The performance statistics of GFS indicate the need for calibrating GFS forecasts in order to improve their accuracy. Post-processing calibration of GFS forecasts requires the use of independent rainfall observations that are relatively better performing and available in near-real time to correct the real-time dynamical GFS model forecasts. This study has compared the performance of IMERG Early satellite rainfall products with the performance of GFS in terms of bias. In the Guinea and Savannah regions, IMERG Early outperforms GFS in terms of bias, while in the dry Sahel region, IMERG Early is outperformed by GFS.

We acknowledge that the reference dataset used in our evaluation (i.e., IMERG Final) has its own estimation errors. We conducted an additional assessment to evaluate the performance of IMERG Final with respect to another independent and high-quality (i.e., merged satellite gauge) rainfall product (i.e., CHIRPS). Our results show that IMERG Final and CHIRPS have similar rainfall characteristics, indicating the robustness of IMERG Final.
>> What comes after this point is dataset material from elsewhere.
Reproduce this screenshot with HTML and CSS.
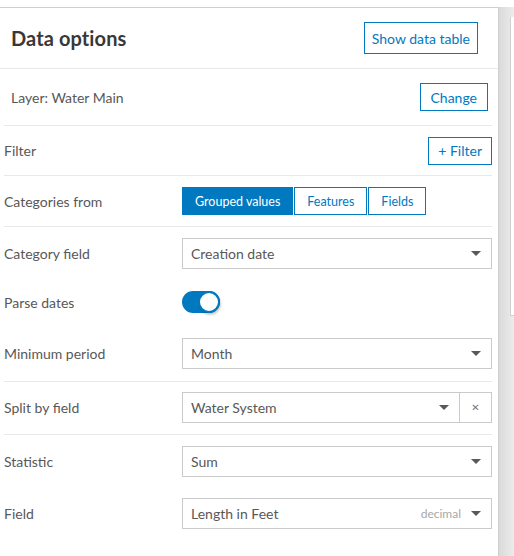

Overall, we conclude that the GFS forecasts, at the 15 d accumulation timescale, have acceptable performance, although they tend to overestimate high rain rates. The shorter the timescale, the lower the GFS performance is. Given that IMERG Early outperforms GFS particularly in the wet region of the Niger, we recommend testing the suitability of IMERG Early to serve as input into post-processing of GFS in order to improve the accuracy of GFS forecasts. Possible post-processing techniques that could be explored include simple bias (multiplicative) correction (Gumindoga et al., 2019), multiresolution bias correction through wavelet analysis (Xu et al., 2019), or the empirical mode decomposition method (Wang et al., 2020; Prasad et al., 2019), and artificial-intelligence-based methods, such as the feedforward neural network (Cloud et al., 2019), support vector machine (Du et al., 2017; Yu et al., 2017), and adaptive neuro-fuzzy inference system (Jehanzaib et al., 2021).